ÉA : En 2007, vous publiez dans la prestigieuse collection "Les grands pharaons" (éditions Pygmalion - Flammarion) un ouvrage de près de 500 pages consacré à Thoumosis III et la corégence avec Hatchepsout. Ouvrage que vous remettez à jour en 2014 en tenant compte des découvertes archéologiques. Cela signifie-t-il que l'histoire de ce pharaon qui a vécu il y a 3500 ans continue de s'écrire aujourd'hui ?
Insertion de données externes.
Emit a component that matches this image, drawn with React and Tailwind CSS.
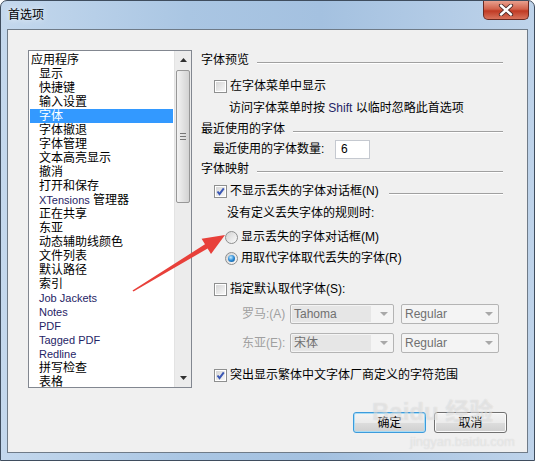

FM : Heureusement, l’histoire n’est pas statique, sinon on s’ennuierait terriblement. Sans cesse de nouvelles découvertes archéologiques, des publications de documents ou de monuments connus, mais pas encore étudiés ou de manière incomplète, remettent en cause des hypothèses que l’on avait formulées. Une nouvelle édition est l’occasion de tenir compte des avancées de la recherche.
ÉA : Thoutmosis III (1479-1425 av. J.-C.) est associé au règne de la célèbre Hatchepsout. En tant que régente, a-t-elle réellement "brimé" son épanouissement ? Ou l'a-t-elle justement amené à se dépasser ?
Détail du relief figurant Thoutmosis III au sommet d'un des obélisques érigés devant le IVe pylône de Karnak, aujourd'hui brisés. © Florence Maruéjol |
FM : Juste après la disparition d’Hatchepsout, Thoutmosis III mène avec brio la première des dix-sept campagnes qu’il mènera en Syrie-Palestine et qui rendront l’Égypte maîtresse d’un vaste territoire. Il faut croire que la reine l’a parfaitement formé à son métier de roi et de chef de guerre. La proscription de la souveraine qui intervient vingt ans après sa mort est liée à la conception de la royauté pharaonique. Thoutmosis III n’agit pas par vengeance. À la fin de ses campagnes militaires, il dresse le bilan de son règne et remet d’aplomb ce qui doit l’être. Il gomme la corégence et l’existence de deux pharaons sur le trône. Les vestiges du matériel funéraire d’Hatchepsout ne portent pas de trace de martelage de ses noms. Au fond de la tombe de la Vallée des Rois, loin des regards, il était inutile de les détruire. Si Thoutmosis III avait agi par vindicte, il n’aurait pas manqué de les faire effacer pour empêcher la reine de renaître dans l’au-delà.
ÉA : En proposant, via votre site internet, des milliers de photos liées à l'Égypte, vous conjuguez avec délectation vos deux passions ?
FM : La photographie est une autre manière de voir et d’observer les monuments et les objets. Il m’arrive souvent de voir des détails sur les photographies que je n’avais pas remarqués à l’œil nu.